If you operate the P2 at 320Mhz, a 146MHz signal will have an image at 174MHz. The formula is Fi = NFs +- Fo , For the example, 1320 - 146 = 174.
Another option is operate the P2 at 195MHz. The desired 146MHz signal would then be in Nyquist zone 2. The signals would be at 49MHz, 146MHz, 244MHz, and so on. It might be easier to build a bandpass filter for 146MHz that filters out these frequencies instead of 174MHz. It will loose some output power operating in Nyquist zone 2.
This is not a bad reference to explain Nyquist zones. https://www.ti.com/lit/an/slaa523a/slaa523a.pdf The modulator circuitry shown here is really similar to the chroma modulator. Also shows the different methods of upconverting the signal including a low pass filter/ interpolator, which the P2 doesn't have.
The P2 was not designed to be a radio transmitter. That said, here are my recommendations for getting an FCC passable spectrum or close to it:
Use the Goertzel hardware instead of chroma modulator. https://forums.parallax.com/discussion/174719/chroma-modulator-blues All those little jaggies are harmonics that will alias down, potentially into the passband.
Use a PLL PFD frequency of 80-125MHz. This means feeding the P2 from an 80-125MHz crystal oscillator and div=1.
https://forums.parallax.com/discussion/comment/1464344/#Comment_1464344
Signal purity should be excellent if the P2 is running off the crystal oscillator with no PLL active. But that could result in a reduced system clock frequency. It should be good enough feeding the highest PFD frequency possible and doing a 2x, 3x, or 4x multiplication.
Could the P2 handle more than 125MHz input? If so, that would be great!
I would've thought that was an overtone.
An overtone is part of the harmonic series above the fundamental. It has nothing to do with jitter.
-Phil
I wasn't calling it jitter.
But jitter, not an overtone, is what causes spurious sideband peaks. And the reason they are peaks, and not random mush, is due to the beats you alluded to.
-Phil
I consider jitter as a random effect.
I don't know. As I stated at the outset, I really don't have the knowledge so probably shouldn't have poked my nose in at all.
Bothered to record a video demonstration.
The reception would perhaps not be as affected by me touching the tx antenna if the receiver actually had any antenna connected (it's supposed to plug into a roof antenna or smth). It also works on my phone's FM receiver (suck it iSheep, my phone has IR, FM Radio, TWO HEADPHONE JACKS and an easily swappable battery)
BTW, has anybody tried to build an aircraft radio with the P1 or P2? This uses AM in the frequency range 118 to 137 MHz. The latest standard has a chanel spacing of only 8.33kHz so there are 2280 channels. Because of the narrow channels and because both transmitting and receiving is required I wouldn't use direct synthesis but instead use the Goertzel mode to generate and de-modulate the IF of ~10MHz and use an external mixer and IF filter.

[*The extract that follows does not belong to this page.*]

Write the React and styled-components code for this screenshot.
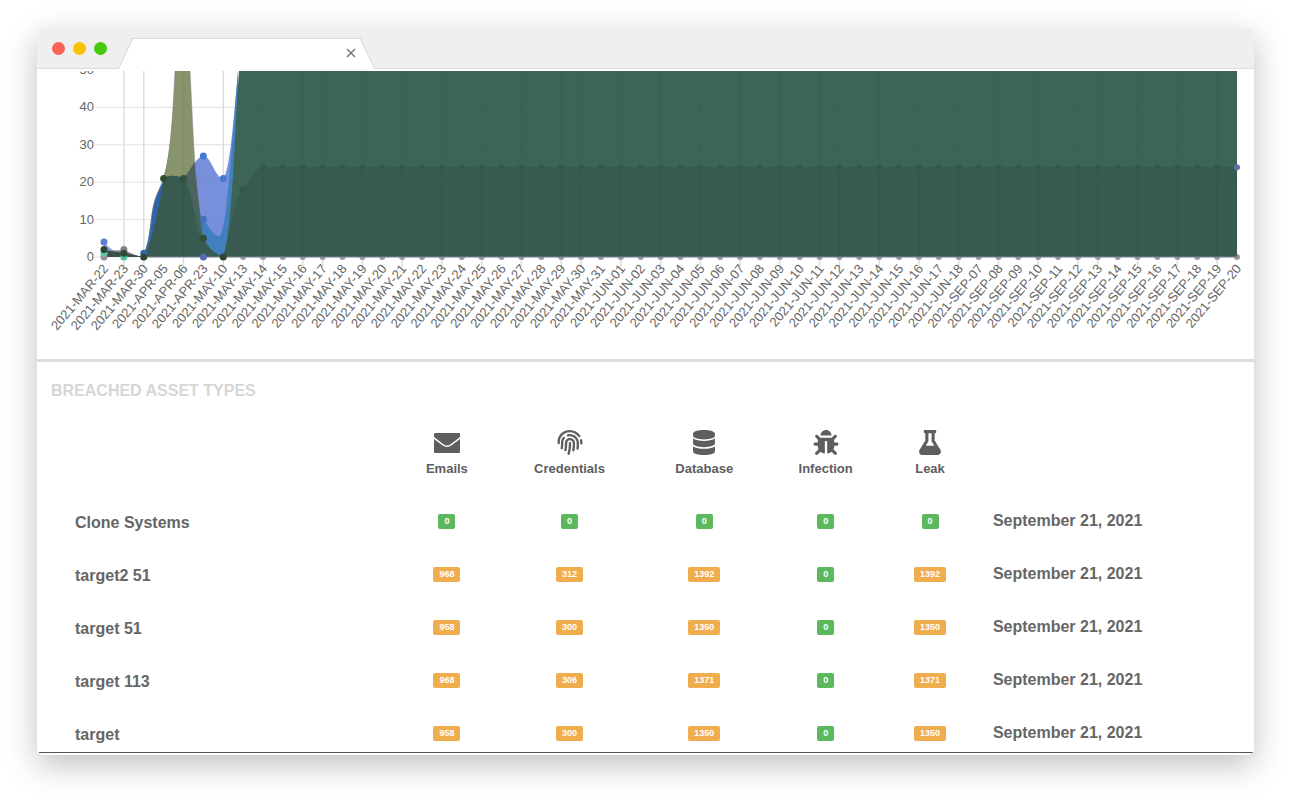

Ignoring the slight low-resolution-ness of the IQ modulator, it will look like a perfect sine wave if you filter frequencies above sysclk/2. That's the nyquist-shannon sampling theorem. The bigger problem is that the modulator isn't bandlimited (i.e. NCO frequency only changes once instantaneously per sample, creating all sorts of overtones)
So does the analog output value correspond to the instantaneous value of the sine wave at the sample point, or to the mean value of the sine wave over the sample interval? Or does it matter?
-Phil
It's the value at the sample point (
sin(Ft)
)@Wuerfel_21 Nice work! Neat to show that works.
If you use the streamer in DDS mode, where you make a 512-byte lookup table for a sine wave in the LUT, then control the frequency (modulation) via SETXFRQ, it might be a little better quality.
Nice job, Ada.
Yeah, but that uses up the LUT memory and thus couldn't be hacked into the existing synth objects. Not sure how much the sine quality actually matters at frequencies that high
Yeah, maybe it doesn't matter.
Using the LUT for something else is a good reason not to do Goertzel. I think it won't affect sound quality. The stairstep wave I showed using the chroma modulator suggests that all the distortion is above the 10th harmonic or so. A Raspberry Pi has great sound quality, but the spectral purity was terrible until I demonstrated that the fractional N PLL could be modulated with music. It's in my github. An FM radio only looks at 200kHz around the tuned frequency. So out-of-band spurious emissions don't affect sound quality.
I think the chroma modulator will show a lot more spurs on the spectrum analyser than Goertzel mode.
If you use the chroma modulator to generate an audio frequency sine wave you might hear the distortion.